### The request
Work through the data below line by line and say how many lines hold "with"; give only the number.

### Source excerpt

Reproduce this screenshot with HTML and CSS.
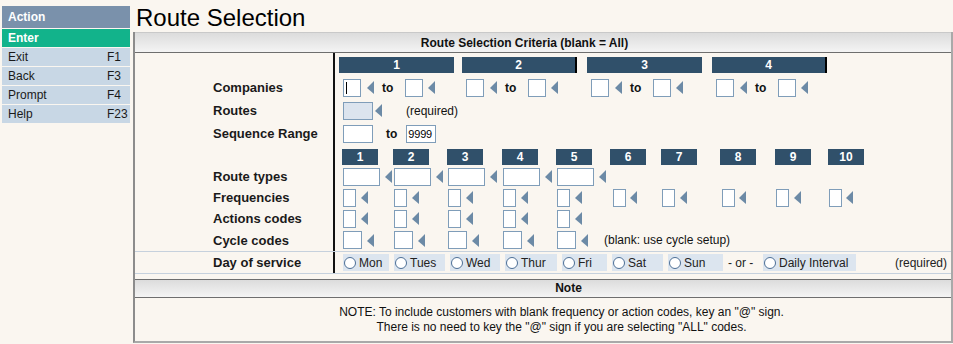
FILE: index.html
```html
<!DOCTYPE html>
<html>
<head>
<meta charset="utf-8">
<title>Route Selection</title>
<link rel="stylesheet" href="styles.css">
</head>
<body>
<div class="app">
  <nav class="side">
    <div class="side-head">Action</div>
    <div class="side-enter">Enter</div>
    <div class="side-item"><span class="lbl">Exit</span><span>F1</span></div>
    <div class="side-item"><span class="lbl">Back</span><span>F3</span></div>
    <div class="side-item"><span class="lbl">Prompt</span><span>F4</span></div>
    <div class="side-item"><span class="lbl">Help</span><span>F23</span></div>
  </nav>
  <main class="main">
    <h1 class="title">Route Selection</h1>
    <section class="panel">
      <div class="phead crit">Route Selection Criteria (blank = All)</div>

      <div class="row h23">
        <div class="lab"></div>
        <div class="cell g4 bars">
          <div class="bar bar4">1</div>
          <div class="bar bar4 edge">2</div>
          <div class="bar bar4">3</div>
          <div class="bar bar4 edge">4</div>
        </div>
      </div>

      <div class="row h23">
        <div class="lab">Companies</div>
        <div class="cell g4">
          <div class="f grp"><span class="caret-wrap"><input class="inp w18" type="text"></span><i class="arr ml6"></i><b class="to">to</b><input class="inp w18" type="text"><i class="arr ml5"></i></div>
          <div class="f grp"><input class="inp w18" type="text"><i class="arr ml6"></i><b class="to">to</b><input class="inp w18" type="text"><i class="arr ml5"></i></div>
          <div class="f grp"><input class="inp w18" type="text"><i class="arr ml6"></i><b class="to">to</b><input class="inp w18" type="text"><i class="arr ml5"></i></div>
          <div class="f grp"><input class="inp w18" type="text"><i class="arr ml6"></i><b class="to">to</b><input class="inp w18" type="text"><i class="arr ml5"></i></div>
        </div>
      </div>

      <div class="row h23">
        <div class="lab">Routes</div>
        <div class="cell pl8">
          <input class="inp w30 req" type="text"><i class="arr ml2"></i><span class="reqtxt">(required)</span>
        </div>
      </div>

      <div class="row h23">
        <div class="lab">Sequence Range</div>
        <div class="cell pl8">
          <input class="inp w30" type="text"><b class="to2">to</b><input class="inp w30 num" type="text" value="9999">
        </div>
      </div>

      <div class="row h21">
        <div class="lab"></div>
        <div class="cell g10 bars">
          <div class="bar bar10">1</div>
          <div class="bar bar10">2</div>
          <div class="bar bar10">3</div>
          <div class="bar bar10">4</div>
          <div class="bar bar10">5</div>
          <div class="bar bar10">6</div>
          <div class="bar bar10">7</div>
          <div class="bar bar10">8</div>
          <div class="bar bar10">9</div>
          <div class="bar bar10">10</div>
        </div>
      </div>

      <div class="row h21">
        <div class="lab">Route types</div>
        <div class="cell g10">
          <div class="f"><input class="inp w37" type="text"><i class="arr ml5"></i></div>
          <div class="f"><input class="inp w37" type="text"><i class="arr ml5"></i></div>
          <div class="f"><input class="inp w37" type="text"><i class="arr ml5"></i></div>
          <div class="f"><input class="inp w37" type="text"><i class="arr ml5"></i></div>
          <div class="f"><input class="inp w37" type="text"><i class="arr ml5"></i></div>
        </div>
      </div>

      <div class="row h21">
        <div class="lab">Frequencies</div>
        <div class="cell g10">
          <div class="f"><input class="inp w13" type="text"><i class="arr ml5"></i></div>
          <div class="f"><input class="inp w13" type="text"><i class="arr ml5"></i></div>
          <div class="f"><input class="inp w13" type="text"><i class="arr ml5"></i></div>
          <div class="f"><input class="inp w13" type="text"><i class="arr ml5"></i></div>
          <div class="f"><input class="inp w13" type="text"><i class="arr ml5"></i></div>
          <div class="f sh2"><input class="inp w13" type="text"><i class="arr ml4"></i></div>
          <div class="f"><input class="inp w13" type="text"><i class="arr ml5"></i></div>
          <div class="f sh1"><input class="inp w13" type="text"><i class="arr ml4"></i></div>
          <div class="f"><input class="inp w13" type="text"><i class="arr ml5"></i></div>
          <div class="f"><input class="inp w13" type="text"><i class="arr ml4"></i></div>
        </div>
      </div>

      <div class="row h21">
        <div class="lab">Actions codes</div>
        <div class="cell g10">
          <div class="f"><input class="inp w13" type="text"><i class="arr ml5"></i></div>
          <div class="f"><input class="inp w13" type="text"><i class="arr ml5"></i></div>
          <div class="f"><input class="inp w13" type="text"><i class="arr ml5"></i></div>
          <div class="f"><input class="inp w13" type="text"><i class="arr ml5"></i></div>
          <div class="f"><input class="inp w13" type="text"><i class="arr ml5"></i></div>
        </div>
      </div>

      <div class="row h22">
        <div class="lab">Cycle codes</div>
        <div class="cell g10">
          <div class="f"><input class="inp w19" type="text"><i class="arr ml5"></i></div>
          <div class="f"><input class="inp w19" type="text"><i class="arr ml5"></i></div>
          <div class="f"><input class="inp w19" type="text"><i class="arr ml5"></i></div>
          <div class="f"><input class="inp w19" type="text"><i class="arr ml5"></i></div>
          <div class="f"><input class="inp w19" type="text"><i class="arr ml5"></i><span class="blank">(blank: use cycle setup)</span></div>
        </div>
      </div>

      <div class="row day">
        <div class="lab">Day of service</div>
        <div class="cell days">
          <label class="radio"><span class="dot"></span>Mon</label>
          <label class="radio"><span class="dot"></span>Tues</label>
          <label class="radio"><span class="dot"></span>Wed</label>
          <label class="radio"><span class="dot"></span>Thur</label>
          <label class="radio"><span class="dot"></span>Fri</label>
          <label class="radio"><span class="dot"></span>Sat</label>
          <label class="radio"><span class="dot"></span>Sun</label>
          <span class="or">- or -</span>
          <label class="radio"><span class="dot"></span>Daily Interval</label>
          <span class="dreq">(required)</span>
        </div>
      </div>

      <div class="phead note">Note</div>
      <div class="note-body">
        NOTE: To include customers with blank frequency or action codes, key an "@" sign.<br>
        There is no need to key the "@" sign if you are selecting "ALL" codes.
      </div>
    </section>
  </main>
</div>
</body>
</html>
```
FILE: styles.css
```css
* { box-sizing: border-box; }
html, body {
  margin: 0;
  background: #faf6f0;
  font-family: "Liberation Sans", Arial, sans-serif;
  font-size: 12px;
  color: #111;
}
.app { display: flex; height: 344px; overflow: hidden; }

/* sidebar */
.side { width: 133px; flex: none; padding: 6px 3px 0 2px; }
.side-head {
  height: 22px; line-height: 22px; padding-left: 6px;
  background: #7a91ab; color: #fff; font-weight: bold;
}
.side-enter {
  margin-top: 1px; height: 18px; line-height: 18px; padding-left: 6px;
  background: #12b38b; color: #fff; font-weight: bold;
}
.side-item {
  margin-top: 1px; height: 18px; line-height: 18px; padding-left: 6px;
  background: #c8d7e5; color: #1a1a1a; display: flex;
}
.side-item .lbl { width: 99px; }

/* main */
.main { flex: 1; min-width: 0; display: flex; flex-direction: column; }
.title {
  margin: 0; height: 32px; padding: 4px 0 0 3px;
  font-size: 24px; line-height: 28px; font-weight: normal; color: #000;
}
.panel {
  border-left: 2px solid #8c8c8c;
  border-right: 2px solid #a9a9a9;
  border-bottom: 2px solid #a9a9a9;
}
.phead {
  background: linear-gradient(#dcdcdc, #f4f4f4);
  font-weight: bold; text-align: center; color: #111;
}
.crit {
  height: 21px; line-height: 20px;
  border-top: 1px solid #c9c9c9; border-bottom: 1px solid #6e6e6e;
  padding-right: 37px;
}
.note {
  margin-top: 5px; height: 19px; line-height: 17px;
  border-top: 1px solid #6e6e6e; border-bottom: 1px solid #6e6e6e;
  padding-left: 51px;
}
.note-body {
  height: 43px; padding: 7px 0 0 37px;
  line-height: 15px; text-align: center; color: #111;
}

/* form rows */
.row { display: flex; }
.h23 { height: 23px; }
.h21 { height: 21px; }
.h22 { height: 22px; }
.lab {
  width: 198px; flex: none; padding-left: 78px;
  display: flex; align-items: center;
  font-weight: bold; font-size: 13px; color: #1a1a1a; white-space: nowrap;
}
.cell {
  flex: 1; min-width: 0;
  border-left: 2px solid #111;
  display: flex; align-items: center;
}
.pl8 { padding-left: 8px; }
.g4 {
  display: grid; grid-template-columns: 123px 125px 125px 115px;
  padding-left: 4px; align-items: center;
}
.g10 {
  display: grid;
  grid-template-columns: 51px 54px 55px 54px 54px 51px 59px 55px 53px 40px;
  padding-left: 7px; align-items: center;
}
.g10 .f { padding-left: 1px; }
.g10 .sh2 { padding-left: 3px; }
.g10 .sh1 { padding-left: 2px; }
.bars { align-items: start; padding-top: 4px; }
.bar {
  height: 16px; line-height: 16px;
  background: #30506a; color: #fff; font-weight: bold; text-align: center;
}
.bar4 { width: 115px; }
.bar10 { width: 36px; }
.edge { border-right: 2px solid #000; }

.f { display: flex; align-items: center; white-space: nowrap; }
.grp { padding-left: 4px; }

.inp {
  display: block; margin: 0; height: 18px; padding: 0 2px;
  border: 1px solid #7f9db9; background: #fff; border-radius: 0;
  font: 12px "Liberation Sans", Arial, sans-serif; color: #000;
  outline: none;
}
.inp.num { padding: 0 1px; font-size: 11px; letter-spacing: -0.2px; }
.req { background: #dce4ee; }
.w13 { width: 13px; }
.w18 { width: 18px; }
.w19 { width: 19px; }
.w30 { width: 30px; }
.w37 { width: 37px; }

.caret-wrap { position: relative; display: block; }
.caret-wrap::after {
  content: ""; position: absolute; left: 3px; top: 3px;
  width: 1px; height: 12px; background: #000;
}

.arr {
  display: block; width: 0; height: 0;
  border-top: 7px solid transparent;
  border-bottom: 6px solid transparent;
  border-right: 7px solid #6c8aa6;
}
.ml2 { margin-left: 2px; }
.ml4 { margin-left: 4px; }
.ml5 { margin-left: 5px; }
.ml6 { margin-left: 6px; }

.to { font-weight: bold; margin: 0 12px 0 8px; }
.to2 { font-weight: bold; margin: 0 9px 0 13px; }
.reqtxt { margin-left: 24px; }
.blank { margin-left: 16px; }

/* day of service */
.day {
  height: 23px;
  border-top: 1px solid #c6d1dd;
  border-bottom: 1px solid #c6d1dd;
}
.days {
  display: grid;
  grid-template-columns: 51px 56px 55px 57px 50px 56px 60px 35px 98px 1fr;
  padding-left: 8px; align-items: center;
}
.radio {
  display: flex; align-items: center; height: 17px;
  background: #dce5ef; color: #222; padding-left: 1px;
  width: calc(100% - 5px); white-space: nowrap;
}
.days .radio:nth-of-type(9) { width: 90px; }
.dot {
  width: 12px; height: 12px; border-radius: 50%;
  border: 1px solid #4d6f96; background: #fff; margin-right: 3px; flex: none;
}
.or { color: #222; }
.dreq { text-align: right; padding-right: 4px; color: #222; }
```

### Reply
2